Fachada do Templo de Salomão, construído pela Igreja Universal do Reino de Deus em São Paulo (REUTERS/Nacho Doce/Reuters)
AFP
Publicado em 6 de outubro de 2018 às 14h13.
Última atualização em 6 de outubro de 2018 às 16h08.
À imagem e semelhança de seus lugares de culto, que se multiplicam em diversas capitais latino-americanas, os movimentos evangélicos ampliam sua influência na vida política de uma região tradicionalmente católica.
O desenvolvimento dessas igrejas - que se opõem ao direito ao aborto, ao casamento entre homossexuais, à legalização da maconha e à "ideologia de gênero" - se traduz em um aumento do voto conservador.
O Brasil é um exemplo muito atual do fenômeno: nas eleições deste domingo (7), as pesquisas apontam como primeiro colocado o candidato de extrema direita Jair Bolsonaro, que cresceu graças ao respaldo ativo dos movimentos evangélicos.
Cerca de 40% dos católicos do mundo estão na América Latina, mas as igrejas evangélicas, que se reconhecem como protestantes, atraem cada vez mais fiéis na área.
Em 2017, um estudo sobre a religião na região, da consultoria Latinobarómetro, estimava que quase um em cada cinco latino-americanos (195) era protestante, com picos de 41% e 39% na Guatemala e em Honduras.
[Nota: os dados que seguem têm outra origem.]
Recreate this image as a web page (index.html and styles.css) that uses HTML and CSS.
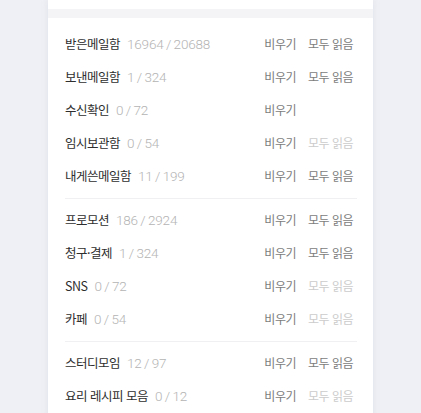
FILE: index.html
```html
<!DOCTYPE html>
<html lang="ko">
<head>
<meta charset="utf-8">
<link rel="stylesheet" href="styles.css">
</head>
<body>
<div class="page">
  <div class="card">
    <div class="card-top"></div>
    <div class="band"></div>
    <div class="list">
      <div class="group first">
        <div class="row"><span class="name">받은메일함<span class="count">16964 / 20688</span></span><span class="act">비우기</span><span class="act">모두 읽음</span></div>
        <div class="row"><span class="name">보낸메일함<span class="count">1 / 324</span></span><span class="act">비우기</span><span class="act">모두 읽음</span></div>
        <div class="row"><span class="name">수신확인<span class="count">0 / 72</span></span><span class="act">비우기</span><span class="act hidden">모두 읽음</span></div>
        <div class="row"><span class="name">임시보관함<span class="count">0 / 54</span></span><span class="act">비우기</span><span class="act off">모두 읽음</span></div>
        <div class="row"><span class="name">내게쓴메일함<span class="count">11 / 199</span></span><span class="act">비우기</span><span class="act">모두 읽음</span></div>
      </div>
      <div class="group">
        <div class="row"><span class="name">프로모션<span class="count">186 / 2924</span></span><span class="act">비우기</span><span class="act">모두 읽음</span></div>
        <div class="row"><span class="name">청구·결제<span class="count">1 / 324</span></span><span class="act">비우기</span><span class="act">모두 읽음</span></div>
        <div class="row"><span class="name">SNS<span class="count">0 / 72</span></span><span class="act">비우기</span><span class="act off">모두 읽음</span></div>
        <div class="row"><span class="name">카페<span class="count">0 / 54</span></span><span class="act">비우기</span><span class="act off">모두 읽음</span></div>
      </div>
      <div class="group">
        <div class="row"><span class="name">스터디모임<span class="count">12 / 97</span></span><span class="act">비우기</span><span class="act">모두 읽음</span></div>
        <div class="row"><span class="name">요리 레시피 모음<span class="count">0 / 12</span></span><span class="act">비우기</span><span class="act off">모두 읽음</span></div>
      </div>
    </div>
  </div>
</div>
</body>
</html>
```

FILE: styles.css
```css
html, body {
  margin: 0;
  padding: 0;
}
body {
  background: #eff0f5;
  font-family: "Noto Sans CJK KR", "Noto Sans", sans-serif;
  height: 413px;
  overflow: hidden;
}
.page {
  padding-left: 48px;
}
.card {
  width: 325px;
  background: #ffffff;
  box-shadow: 0 0 6px rgba(180, 185, 205, 0.25);
  min-height: 413px;
}
.card-top {
  height: 9px;
  background: #ffffff;
}
.band {
  height: 9px;
  background: #f4f4f7;
}
.list {
  padding: 0 16px 0 17px;
}
.group {
  padding: 4px 0 6px;
  border-top: 1px solid #f0f0f2;
}
.group.first {
  padding-top: 9px;
  border-top: none;
}
.row {
  display: grid;
  grid-template-columns: 1fr auto auto;
  column-gap: 12px;
  align-items: center;
  height: 33px;
  padding-right: 4px;
  font-size: 12px;
  letter-spacing: -0.5px;
}
.name {
  color: #2e2e2e;
  font-size: 12.5px;
}
.count {
  color: #b4b4b4;
  margin-left: 7px;
  font-family: "Roboto", "Noto Sans", sans-serif;
  font-weight: 300;
  font-size: 13.5px;
  letter-spacing: -0.2px;
  word-spacing: -0.6px;
}
.act {
  color: #7c7c7c;
}
.act.off {
  color: #cccccc;
}
.act.hidden {
  visibility: hidden;
}
```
"No Brasil, o crescimento dos pentecostais (uma das correntes evangélicas) foi tão forte que o país hoje tem a maior população pentecostal do mundo. Superior até à dos Estados Unidos", explicou à AFP Andrew Chesnut, diretor de Estudos Católicos na Virginia Commonwealth University dos Estados Unidos.
"As igrejas evangélicas conseguiram responder melhor às necessidades das novas gerações de latino-americanos, especialmente em contextos de transformações sociais aceleradas, caracterizadas por uma urbanização e uma globalização acelerada", explica William Mauricio Beltrán, especialista em religião e professor da Universidade Nacional da Colômbia.
"Todos esses processos deixaram grandes setores da população excluídos, ou com oportunidades muito escassas", observou.
Para os dois professores, os escândalos de pedofilia que afetam a Igreja católica, como se viu no Chile, devem levar cada vez mais pessoas a se aproximarem dos movimentos evangélicos.
"As temáticas preferidas dos evangélicos estão cada vez mais presentes no debate público" regional, afirma Gaspard Estrada, especialista em América Latina no Instituto de Estudos Políticos (Sciences Po) de Paris.
A controversa mudança da embaixada da Guatemala em Israel de Tel Aviv para Jerusalém, em maio; o apoio ao "Não" no referendo dos acordos de paz entre o governo da Colômbia e a ex-guerrilha Farc, em outubro de 2016; ou o respaldo ao impeachment da presidente Dilma Rousseff, em 2017, foram manifestações dessas crescente influência.
A fé evangélica foi um fator que contribuiu para o presidente da Guatemala, Jimmy Morales, decidir migrar a embaixada: os evangélicos respaldam com fervor Israel porque pretendem que os judeus reconstruam seu templo em Jerusalém, o que facilitaria, segundo sua crença, o retorno de Cristo.
"Os pastores evangélicos intervêm muito mais na vida cotidiana de seus fiéis e não têm problema algum de pedir voto para alguém", destaca Estrada.
No Brasil, a influente Igreja Universal do Reino de Deus pediu abertamente apoio a Jair Bolsonaro, candidato elogioso à ditadura militar (1964-1989) que lidera as pesquisas de intenção de voto.
"As eleições recentes no Chile, na Costa Rica, no México, na Colômbia, na Guatemala e a de domingo no Brasil revelam uma polarização crescente do eleitorado e um giro político à direita", avalia o americano Andrew Chesnut.
"Mesmo na esquerda, (o presidente eleito do México Andrés Manuel) López Obrador avaliou que devia se aliar a um pequeno partido conservador, fundado por um pastor pentecostal, para garantir seu triunfo".
Para Gaspard Estrada, da Sciences Po, o que se vê na região é "mais uma vitória da alternância" que uma guinada à direita.
"Os escândalos de corrupção, a carência de lideranças e a falta de crescimento" econômico levaram a uma "radicalização do eleitorado na América Latina", acredita ele.
"Esta afirmação do voto evangélico e conservador é uma reação ao avanço do voto feminista e da sociedade civil", considera Estrada.
"As igrejas evangélicas conseguiram se tornar um novo ator político cujo papel e poder deve ser considerado a cada vez que se considera a disputa eleitoral", concluiu o colombiano William Mauricio Beltrán.